### Written exercise
Repeat everything in the material exactly.

### Collected material
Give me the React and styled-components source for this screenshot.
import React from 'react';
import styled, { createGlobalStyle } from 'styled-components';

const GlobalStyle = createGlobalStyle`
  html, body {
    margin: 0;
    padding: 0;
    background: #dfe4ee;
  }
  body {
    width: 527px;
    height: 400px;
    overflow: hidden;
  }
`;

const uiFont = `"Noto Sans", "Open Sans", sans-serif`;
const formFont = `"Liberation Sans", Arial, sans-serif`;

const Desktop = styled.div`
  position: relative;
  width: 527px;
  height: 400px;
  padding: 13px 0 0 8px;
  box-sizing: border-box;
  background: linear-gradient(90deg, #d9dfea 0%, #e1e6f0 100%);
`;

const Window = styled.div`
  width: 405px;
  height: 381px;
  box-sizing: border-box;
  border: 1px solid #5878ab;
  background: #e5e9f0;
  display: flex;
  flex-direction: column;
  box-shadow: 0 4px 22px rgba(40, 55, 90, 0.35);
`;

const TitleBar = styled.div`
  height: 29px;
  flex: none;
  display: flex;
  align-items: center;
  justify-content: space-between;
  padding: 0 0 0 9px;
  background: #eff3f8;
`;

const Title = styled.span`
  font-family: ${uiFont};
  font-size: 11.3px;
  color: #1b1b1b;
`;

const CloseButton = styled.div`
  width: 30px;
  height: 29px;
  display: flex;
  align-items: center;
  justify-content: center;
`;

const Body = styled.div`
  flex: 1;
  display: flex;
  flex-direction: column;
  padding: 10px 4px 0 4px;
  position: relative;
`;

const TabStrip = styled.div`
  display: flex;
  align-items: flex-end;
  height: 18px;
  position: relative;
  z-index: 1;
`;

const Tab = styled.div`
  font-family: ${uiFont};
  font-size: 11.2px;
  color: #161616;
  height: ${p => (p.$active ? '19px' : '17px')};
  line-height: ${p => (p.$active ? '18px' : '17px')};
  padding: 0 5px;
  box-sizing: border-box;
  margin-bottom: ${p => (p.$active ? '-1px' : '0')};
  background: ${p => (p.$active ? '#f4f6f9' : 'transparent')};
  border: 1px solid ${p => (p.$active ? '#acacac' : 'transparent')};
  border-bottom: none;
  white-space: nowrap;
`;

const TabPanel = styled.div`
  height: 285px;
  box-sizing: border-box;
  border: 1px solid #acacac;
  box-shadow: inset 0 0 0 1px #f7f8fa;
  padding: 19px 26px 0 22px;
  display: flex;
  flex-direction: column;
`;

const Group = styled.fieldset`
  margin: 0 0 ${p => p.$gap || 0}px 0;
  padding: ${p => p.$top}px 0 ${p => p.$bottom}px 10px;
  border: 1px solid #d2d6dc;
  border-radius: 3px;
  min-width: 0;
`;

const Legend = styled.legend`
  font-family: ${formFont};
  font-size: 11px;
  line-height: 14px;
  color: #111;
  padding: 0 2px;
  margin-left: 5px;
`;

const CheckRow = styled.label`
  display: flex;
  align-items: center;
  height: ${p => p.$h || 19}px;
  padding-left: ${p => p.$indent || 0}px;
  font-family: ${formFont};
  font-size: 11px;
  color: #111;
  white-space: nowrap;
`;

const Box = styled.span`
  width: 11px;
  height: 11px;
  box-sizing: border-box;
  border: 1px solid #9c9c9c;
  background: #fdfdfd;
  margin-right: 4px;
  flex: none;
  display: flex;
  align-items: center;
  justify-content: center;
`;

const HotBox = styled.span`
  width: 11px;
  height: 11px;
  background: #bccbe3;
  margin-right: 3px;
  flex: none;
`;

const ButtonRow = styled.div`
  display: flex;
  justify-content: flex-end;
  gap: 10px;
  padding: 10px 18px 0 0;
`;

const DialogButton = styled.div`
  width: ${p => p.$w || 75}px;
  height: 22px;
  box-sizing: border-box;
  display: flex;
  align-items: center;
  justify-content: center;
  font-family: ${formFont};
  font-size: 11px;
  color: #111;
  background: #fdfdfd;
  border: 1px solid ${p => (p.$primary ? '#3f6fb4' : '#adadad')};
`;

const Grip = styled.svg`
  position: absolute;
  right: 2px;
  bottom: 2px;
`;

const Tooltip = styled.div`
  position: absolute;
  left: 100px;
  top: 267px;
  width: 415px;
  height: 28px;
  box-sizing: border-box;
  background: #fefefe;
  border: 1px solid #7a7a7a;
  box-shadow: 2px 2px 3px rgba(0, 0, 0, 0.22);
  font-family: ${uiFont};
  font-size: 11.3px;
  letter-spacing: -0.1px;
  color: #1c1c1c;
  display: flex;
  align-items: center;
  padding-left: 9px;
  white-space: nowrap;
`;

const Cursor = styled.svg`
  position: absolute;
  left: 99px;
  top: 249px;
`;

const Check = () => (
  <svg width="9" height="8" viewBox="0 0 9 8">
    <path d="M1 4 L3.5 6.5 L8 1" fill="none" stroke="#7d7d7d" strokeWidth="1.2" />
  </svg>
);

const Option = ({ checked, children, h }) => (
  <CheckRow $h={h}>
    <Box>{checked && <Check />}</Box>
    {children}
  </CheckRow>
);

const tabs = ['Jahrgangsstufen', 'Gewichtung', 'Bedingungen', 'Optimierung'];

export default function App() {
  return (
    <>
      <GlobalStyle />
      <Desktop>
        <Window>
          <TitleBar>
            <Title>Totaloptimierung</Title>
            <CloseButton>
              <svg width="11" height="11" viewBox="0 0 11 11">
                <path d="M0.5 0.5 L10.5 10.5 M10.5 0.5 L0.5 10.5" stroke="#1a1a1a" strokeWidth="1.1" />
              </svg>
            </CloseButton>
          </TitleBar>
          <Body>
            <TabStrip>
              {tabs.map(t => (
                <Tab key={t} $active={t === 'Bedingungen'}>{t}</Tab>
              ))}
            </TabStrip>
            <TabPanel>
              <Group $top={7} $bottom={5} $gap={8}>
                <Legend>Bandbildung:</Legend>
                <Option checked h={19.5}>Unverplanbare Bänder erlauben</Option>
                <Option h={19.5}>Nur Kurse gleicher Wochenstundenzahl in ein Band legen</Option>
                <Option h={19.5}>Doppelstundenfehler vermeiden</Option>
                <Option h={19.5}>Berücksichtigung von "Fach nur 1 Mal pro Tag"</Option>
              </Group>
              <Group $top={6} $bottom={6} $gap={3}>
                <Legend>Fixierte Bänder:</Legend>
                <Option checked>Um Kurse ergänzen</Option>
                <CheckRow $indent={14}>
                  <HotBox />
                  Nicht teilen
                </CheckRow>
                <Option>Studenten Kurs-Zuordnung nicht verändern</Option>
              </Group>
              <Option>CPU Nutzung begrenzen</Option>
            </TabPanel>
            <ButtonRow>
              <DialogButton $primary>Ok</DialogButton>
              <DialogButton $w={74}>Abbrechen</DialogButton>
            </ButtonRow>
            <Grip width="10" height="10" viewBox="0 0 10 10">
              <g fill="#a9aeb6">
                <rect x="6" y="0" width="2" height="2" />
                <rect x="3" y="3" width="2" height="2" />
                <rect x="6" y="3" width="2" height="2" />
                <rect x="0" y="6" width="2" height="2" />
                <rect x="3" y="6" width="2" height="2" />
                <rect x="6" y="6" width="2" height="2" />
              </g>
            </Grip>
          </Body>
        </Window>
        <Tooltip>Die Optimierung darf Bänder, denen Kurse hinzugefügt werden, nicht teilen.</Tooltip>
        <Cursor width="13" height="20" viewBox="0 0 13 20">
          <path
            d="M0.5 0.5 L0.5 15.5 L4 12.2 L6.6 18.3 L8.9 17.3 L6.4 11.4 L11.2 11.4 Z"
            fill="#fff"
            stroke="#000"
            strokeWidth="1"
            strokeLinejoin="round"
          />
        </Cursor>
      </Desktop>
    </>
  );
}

### Written solution
Give me the React and styled-components source for this screenshot.
import React from 'react';
import styled, { createGlobalStyle } from 'styled-components';

const GlobalStyle = createGlobalStyle`
  html, body {
    margin: 0;
    padding: 0;
    background: #dfe4ee;
  }
  body {
    width: 527px;
    height: 400px;
    overflow: hidden;
  }
`;

const uiFont = `"Noto Sans", "Open Sans", sans-serif`;
const formFont = `"Liberation Sans", Arial, sans-serif`;

const Desktop = styled.div`
  position: relative;
  width: 527px;
  height: 400px;
  padding: 13px 0 0 8px;
  box-sizing: border-box;
  background: linear-gradient(90deg, #d9dfea 0%, #e1e6f0 100%);
`;

const Window = styled.div`
  width: 405px;
  height: 381px;
  box-sizing: border-box;
  border: 1px solid #5878ab;
  background: #e5e9f0;
  display: flex;
  flex-direction: column;
  box-shadow: 0 4px 22px rgba(40, 55, 90, 0.35);
`;

const TitleBar = styled.div`
  height: 29px;
  flex: none;
  display: flex;
  align-items: center;
  justify-content: space-between;
  padding: 0 0 0 9px;
  background: #eff3f8;
`;

const Title = styled.span`
  font-family: ${uiFont};
  font-size: 11.3px;
  color: #1b1b1b;
`;

const CloseButton = styled.div`
  width: 30px;
  height: 29px;
  display: flex;
  align-items: center;
  justify-content: center;
`;

const Body = styled.div`
  flex: 1;
  display: flex;
  flex-direction: column;
  padding: 10px 4px 0 4px;
  position: relative;
`;

const TabStrip = styled.div`
  display: flex;
  align-items: flex-end;
  height: 18px;
  position: relative;
  z-index: 1;
`;

const Tab = styled.div`
  font-family: ${uiFont};
  font-size: 11.2px;
  color: #161616;
  height: ${p => (p.$active ? '19px' : '17px')};
  line-height: ${p => (p.$active ? '18px' : '17px')};
  padding: 0 5px;
  box-sizing: border-box;
  margin-bottom: ${p => (p.$active ? '-1px' : '0')};
  background: ${p => (p.$active ? '#f4f6f9' : 'transparent')};
  border: 1px solid ${p => (p.$active ? '#acacac' : 'transparent')};
  border-bottom: none;
  white-space: nowrap;
`;

const TabPanel = styled.div`
  height: 285px;
  box-sizing: border-box;
  border: 1px solid #acacac;
  box-shadow: inset 0 0 0 1px #f7f8fa;
  padding: 19px 26px 0 22px;
  display: flex;
  flex-direction: column;
`;

const Group = styled.fieldset`
  margin: 0 0 ${p => p.$gap || 0}px 0;
  padding: ${p => p.$top}px 0 ${p => p.$bottom}px 10px;
  border: 1px solid #d2d6dc;
  border-radius: 3px;
  min-width: 0;
`;

const Legend = styled.legend`
  font-family: ${formFont};
  font-size: 11px;
  line-height: 14px;
  color: #111;
  padding: 0 2px;
  margin-left: 5px;
`;

const CheckRow = styled.label`
  display: flex;
  align-items: center;
  height: ${p => p.$h || 19}px;
  padding-left: ${p => p.$indent || 0}px;
  font-family: ${formFont};
  font-size: 11px;
  color: #111;
  white-space: nowrap;
`;

const Box = styled.span`
  width: 11px;
  height: 11px;
  box-sizing: border-box;
  border: 1px solid #9c9c9c;
  background: #fdfdfd;
  margin-right: 4px;
  flex: none;
  display: flex;
  align-items: center;
  justify-content: center;
`;

const HotBox = styled.span`
  width: 11px;
  height: 11px;
  background: #bccbe3;
  margin-right: 3px;
  flex: none;
`;

const ButtonRow = styled.div`
  display: flex;
  justify-content: flex-end;
  gap: 10px;
  padding: 10px 18px 0 0;
`;

const DialogButton = styled.div`
  width: ${p => p.$w || 75}px;
  height: 22px;
  box-sizing: border-box;
  display: flex;
  align-items: center;
  justify-content: center;
  font-family: ${formFont};
  font-size: 11px;
  color: #111;
  background: #fdfdfd;
  border: 1px solid ${p => (p.$primary ? '#3f6fb4' : '#adadad')};
`;

const Grip = styled.svg`
  position: absolute;
  right: 2px;
  bottom: 2px;
`;

const Tooltip = styled.div`
  position: absolute;
  left: 100px;
  top: 267px;
  width: 415px;
  height: 28px;
  box-sizing: border-box;
  background: #fefefe;
  border: 1px solid #7a7a7a;
  box-shadow: 2px 2px 3px rgba(0, 0, 0, 0.22);
  font-family: ${uiFont};
  font-size: 11.3px;
  letter-spacing: -0.1px;
  color: #1c1c1c;
  display: flex;
  align-items: center;
  padding-left: 9px;
  white-space: nowrap;
`;

const Cursor = styled.svg`
  position: absolute;
  left: 99px;
  top: 249px;
`;

const Check = () => (
  <svg width="9" height="8" viewBox="0 0 9 8">
    <path d="M1 4 L3.5 6.5 L8 1" fill="none" stroke="#7d7d7d" strokeWidth="1.2" />
  </svg>
);

const Option = ({ checked, children, h }) => (
  <CheckRow $h={h}>
    <Box>{checked && <Check />}</Box>
    {children}
  </CheckRow>
);

const tabs = ['Jahrgangsstufen', 'Gewichtung', 'Bedingungen', 'Optimierung'];

export default function App() {
  return (
    <>
      <GlobalStyle />
      <Desktop>
        <Window>
          <TitleBar>
            <Title>Totaloptimierung</Title>
            <CloseButton>
              <svg width="11" height="11" viewBox="0 0 11 11">
                <path d="M0.5 0.5 L10.5 10.5 M10.5 0.5 L0.5 10.5" stroke="#1a1a1a" strokeWidth="1.1" />
              </svg>
            </CloseButton>
          </TitleBar>
          <Body>
            <TabStrip>
              {tabs.map(t => (
                <Tab key={t} $active={t === 'Bedingungen'}>{t}</Tab>
              ))}
            </TabStrip>
            <TabPanel>
              <Group $top={7} $bottom={5} $gap={8}>
                <Legend>Bandbildung:</Legend>
                <Option checked h={19.5}>Unverplanbare Bänder erlauben</Option>
                <Option h={19.5}>Nur Kurse gleicher Wochenstundenzahl in ein Band legen</Option>
                <Option h={19.5}>Doppelstundenfehler vermeiden</Option>
                <Option h={19.5}>Berücksichtigung von "Fach nur 1 Mal pro Tag"</Option>
              </Group>
              <Group $top={6} $bottom={6} $gap={3}>
                <Legend>Fixierte Bänder:</Legend>
                <Option checked>Um Kurse ergänzen</Option>
                <CheckRow $indent={14}>
                  <HotBox />
                  Nicht teilen
                </CheckRow>
                <Option>Studenten Kurs-Zuordnung nicht verändern</Option>
              </Group>
              <Option>CPU Nutzung begrenzen</Option>
            </TabPanel>
            <ButtonRow>
              <DialogButton $primary>Ok</DialogButton>
              <DialogButton $w={74}>Abbrechen</DialogButton>
            </ButtonRow>
            <Grip width="10" height="10" viewBox="0 0 10 10">
              <g fill="#a9aeb6">
                <rect x="6" y="0" width="2" height="2" />
                <rect x="3" y="3" width="2" height="2" />
                <rect x="6" y="3" width="2" height="2" />
                <rect x="0" y="6" width="2" height="2" />
                <rect x="3" y="6" width="2" height="2" />
                <rect x="6" y="6" width="2" height="2" />
              </g>
            </Grip>
          </Body>
        </Window>
        <Tooltip>Die Optimierung darf Bänder, denen Kurse hinzugefügt werden, nicht teilen.</Tooltip>
        <Cursor width="13" height="20" viewBox="0 0 13 20">
          <path
            d="M0.5 0.5 L0.5 15.5 L4 12.2 L6.6 18.3 L8.9 17.3 L6.4 11.4 L11.2 11.4 Z"
            fill="#fff"
            stroke="#000"
            strokeWidth="1"
            strokeLinejoin="round"
          />
        </Cursor>
      </Desktop>
    </>
  );
}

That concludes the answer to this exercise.